Dataset records:
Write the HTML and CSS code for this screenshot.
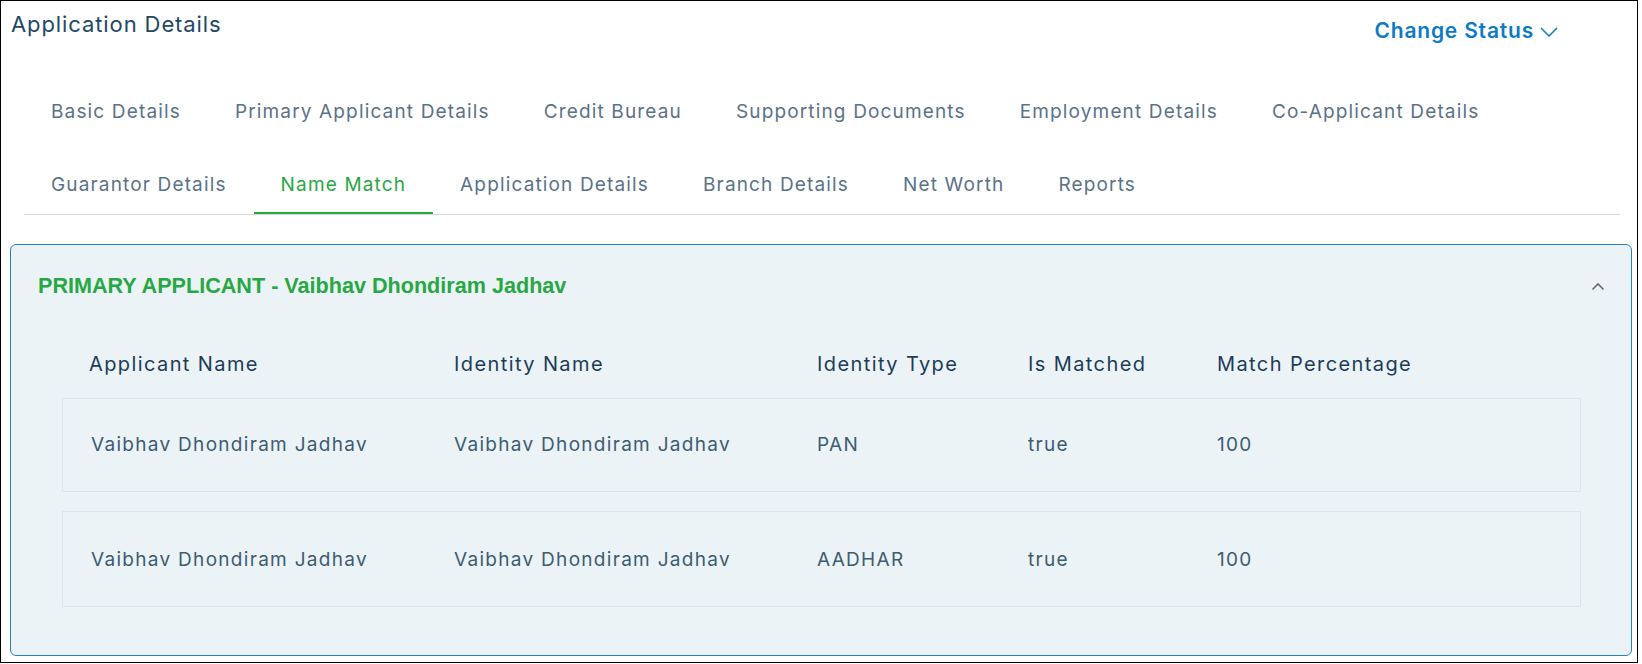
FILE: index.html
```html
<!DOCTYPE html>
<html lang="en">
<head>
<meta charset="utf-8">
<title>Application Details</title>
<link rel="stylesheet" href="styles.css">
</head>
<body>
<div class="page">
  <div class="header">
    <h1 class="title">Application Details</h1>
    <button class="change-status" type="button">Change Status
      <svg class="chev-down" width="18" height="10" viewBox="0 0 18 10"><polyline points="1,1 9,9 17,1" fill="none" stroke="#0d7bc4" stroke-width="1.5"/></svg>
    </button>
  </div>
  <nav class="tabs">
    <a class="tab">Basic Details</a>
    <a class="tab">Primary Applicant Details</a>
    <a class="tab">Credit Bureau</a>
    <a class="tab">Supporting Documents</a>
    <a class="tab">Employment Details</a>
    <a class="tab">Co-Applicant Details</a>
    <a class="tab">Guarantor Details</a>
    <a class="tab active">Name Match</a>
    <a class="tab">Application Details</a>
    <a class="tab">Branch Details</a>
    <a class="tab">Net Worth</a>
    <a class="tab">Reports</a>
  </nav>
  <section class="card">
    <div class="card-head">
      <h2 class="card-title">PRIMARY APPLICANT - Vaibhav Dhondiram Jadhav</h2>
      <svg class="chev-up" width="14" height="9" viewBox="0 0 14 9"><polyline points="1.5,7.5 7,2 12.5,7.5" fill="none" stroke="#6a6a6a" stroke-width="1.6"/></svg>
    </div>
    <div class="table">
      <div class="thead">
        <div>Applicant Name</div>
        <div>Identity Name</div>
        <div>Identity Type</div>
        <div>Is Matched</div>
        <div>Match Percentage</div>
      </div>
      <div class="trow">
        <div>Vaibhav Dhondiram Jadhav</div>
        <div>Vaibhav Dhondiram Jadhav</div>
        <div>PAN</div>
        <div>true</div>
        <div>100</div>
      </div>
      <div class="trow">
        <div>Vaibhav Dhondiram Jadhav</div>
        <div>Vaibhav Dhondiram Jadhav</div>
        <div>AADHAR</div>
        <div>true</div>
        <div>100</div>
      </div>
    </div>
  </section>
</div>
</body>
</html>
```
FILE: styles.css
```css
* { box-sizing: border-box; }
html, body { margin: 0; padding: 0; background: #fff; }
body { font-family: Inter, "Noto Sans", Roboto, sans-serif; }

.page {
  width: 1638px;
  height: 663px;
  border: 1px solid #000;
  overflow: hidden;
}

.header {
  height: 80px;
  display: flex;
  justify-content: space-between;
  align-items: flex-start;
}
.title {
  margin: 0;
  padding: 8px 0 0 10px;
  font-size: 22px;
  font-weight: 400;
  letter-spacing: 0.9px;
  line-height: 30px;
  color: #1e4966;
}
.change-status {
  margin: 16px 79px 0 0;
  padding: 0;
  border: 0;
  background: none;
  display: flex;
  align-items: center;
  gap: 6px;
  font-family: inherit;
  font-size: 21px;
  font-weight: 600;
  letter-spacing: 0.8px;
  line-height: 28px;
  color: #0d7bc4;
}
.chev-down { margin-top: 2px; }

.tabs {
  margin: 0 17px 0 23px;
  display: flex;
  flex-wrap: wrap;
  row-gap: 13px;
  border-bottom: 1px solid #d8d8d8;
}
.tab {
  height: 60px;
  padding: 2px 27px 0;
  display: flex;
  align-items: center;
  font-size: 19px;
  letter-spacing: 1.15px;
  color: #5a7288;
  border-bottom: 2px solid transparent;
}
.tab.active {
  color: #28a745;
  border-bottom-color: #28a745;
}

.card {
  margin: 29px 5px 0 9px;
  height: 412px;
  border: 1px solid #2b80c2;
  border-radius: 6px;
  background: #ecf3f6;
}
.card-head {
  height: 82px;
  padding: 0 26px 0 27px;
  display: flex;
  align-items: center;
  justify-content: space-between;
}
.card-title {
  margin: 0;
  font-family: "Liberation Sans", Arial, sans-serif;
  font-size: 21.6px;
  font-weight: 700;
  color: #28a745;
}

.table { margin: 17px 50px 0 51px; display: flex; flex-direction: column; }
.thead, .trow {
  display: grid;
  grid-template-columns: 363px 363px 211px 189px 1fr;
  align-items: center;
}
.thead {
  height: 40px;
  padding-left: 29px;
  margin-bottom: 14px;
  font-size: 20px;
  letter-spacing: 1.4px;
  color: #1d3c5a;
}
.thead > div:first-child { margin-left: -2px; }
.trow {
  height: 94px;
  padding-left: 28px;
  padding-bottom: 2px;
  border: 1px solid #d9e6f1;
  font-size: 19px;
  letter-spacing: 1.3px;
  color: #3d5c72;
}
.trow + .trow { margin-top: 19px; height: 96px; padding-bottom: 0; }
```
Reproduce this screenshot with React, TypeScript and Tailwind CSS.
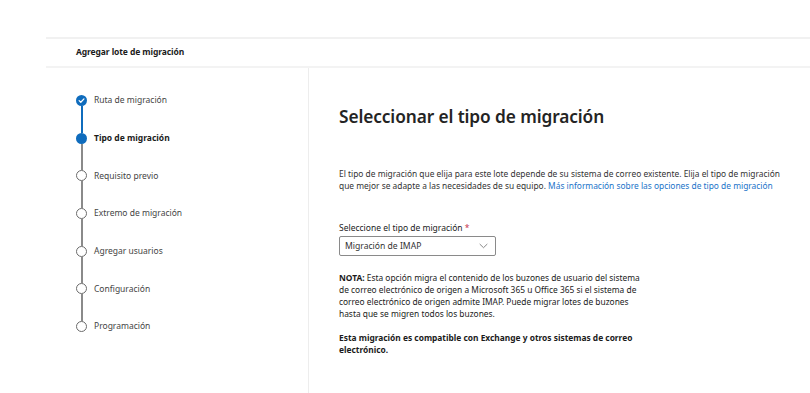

What is needed: Restate the whole listing above exactly, please, omitting every image.

Result for this task:
Write the HTML and CSS code for this screenshot.
FILE: index.html
```html
<!DOCTYPE html>
<html lang="en">
<head>
<meta charset="utf-8">
<title>Application Details</title>
<link rel="stylesheet" href="styles.css">
</head>
<body>
<div class="page">
  <div class="header">
    <h1 class="title">Application Details</h1>
    <button class="change-status" type="button">Change Status
      <svg class="chev-down" width="18" height="10" viewBox="0 0 18 10"><polyline points="1,1 9,9 17,1" fill="none" stroke="#0d7bc4" stroke-width="1.5"/></svg>
    </button>
  </div>
  <nav class="tabs">
    <a class="tab">Basic Details</a>
    <a class="tab">Primary Applicant Details</a>
    <a class="tab">Credit Bureau</a>
    <a class="tab">Supporting Documents</a>
    <a class="tab">Employment Details</a>
    <a class="tab">Co-Applicant Details</a>
    <a class="tab">Guarantor Details</a>
    <a class="tab active">Name Match</a>
    <a class="tab">Application Details</a>
    <a class="tab">Branch Details</a>
    <a class="tab">Net Worth</a>
    <a class="tab">Reports</a>
  </nav>
  <section class="card">
    <div class="card-head">
      <h2 class="card-title">PRIMARY APPLICANT - Vaibhav Dhondiram Jadhav</h2>
      <svg class="chev-up" width="14" height="9" viewBox="0 0 14 9"><polyline points="1.5,7.5 7,2 12.5,7.5" fill="none" stroke="#6a6a6a" stroke-width="1.6"/></svg>
    </div>
    <div class="table">
      <div class="thead">
        <div>Applicant Name</div>
        <div>Identity Name</div>
        <div>Identity Type</div>
        <div>Is Matched</div>
        <div>Match Percentage</div>
      </div>
      <div class="trow">
        <div>Vaibhav Dhondiram Jadhav</div>
        <div>Vaibhav Dhondiram Jadhav</div>
        <div>PAN</div>
        <div>true</div>
        <div>100</div>
      </div>
      <div class="trow">
        <div>Vaibhav Dhondiram Jadhav</div>
        <div>Vaibhav Dhondiram Jadhav</div>
        <div>AADHAR</div>
        <div>true</div>
        <div>100</div>
      </div>
    </div>
  </section>
</div>
</body>
</html>
```
FILE: styles.css
```css
* { box-sizing: border-box; }
html, body { margin: 0; padding: 0; background: #fff; }
body { font-family: Inter, "Noto Sans", Roboto, sans-serif; }

.page {
  width: 1638px;
  height: 663px;
  border: 1px solid #000;
  overflow: hidden;
}

.header {
  height: 80px;
  display: flex;
  justify-content: space-between;
  align-items: flex-start;
}
.title {
  margin: 0;
  padding: 8px 0 0 10px;
  font-size: 22px;
  font-weight: 400;
  letter-spacing: 0.9px;
  line-height: 30px;
  color: #1e4966;
}
.change-status {
  margin: 16px 79px 0 0;
  padding: 0;
  border: 0;
  background: none;
  display: flex;
  align-items: center;
  gap: 6px;
  font-family: inherit;
  font-size: 21px;
  font-weight: 600;
  letter-spacing: 0.8px;
  line-height: 28px;
  color: #0d7bc4;
}
.chev-down { margin-top: 2px; }

.tabs {
  margin: 0 17px 0 23px;
  display: flex;
  flex-wrap: wrap;
  row-gap: 13px;
  border-bottom: 1px solid #d8d8d8;
}
.tab {
  height: 60px;
  padding: 2px 27px 0;
  display: flex;
  align-items: center;
  font-size: 19px;
  letter-spacing: 1.15px;
  color: #5a7288;
  border-bottom: 2px solid transparent;
}
.tab.active {
  color: #28a745;
  border-bottom-color: #28a745;
}

.card {
  margin: 29px 5px 0 9px;
  height: 412px;
  border: 1px solid #2b80c2;
  border-radius: 6px;
  background: #ecf3f6;
}
.card-head {
  height: 82px;
  padding: 0 26px 0 27px;
  display: flex;
  align-items: center;
  justify-content: space-between;
}
.card-title {
  margin: 0;
  font-family: "Liberation Sans", Arial, sans-serif;
  font-size: 21.6px;
  font-weight: 700;
  color: #28a745;
}

.table { margin: 17px 50px 0 51px; display: flex; flex-direction: column; }
.thead, .trow {
  display: grid;
  grid-template-columns: 363px 363px 211px 189px 1fr;
  align-items: center;
}
.thead {
  height: 40px;
  padding-left: 29px;
  margin-bottom: 14px;
  font-size: 20px;
  letter-spacing: 1.4px;
  color: #1d3c5a;
}
.thead > div:first-child { margin-left: -2px; }
.trow {
  height: 94px;
  padding-left: 28px;
  padding-bottom: 2px;
  border: 1px solid #d9e6f1;
  font-size: 19px;
  letter-spacing: 1.3px;
  color: #3d5c72;
}
.trow + .trow { margin-top: 19px; height: 96px; padding-bottom: 0; }
```
Reproduce this screenshot with React, TypeScript and Tailwind CSS.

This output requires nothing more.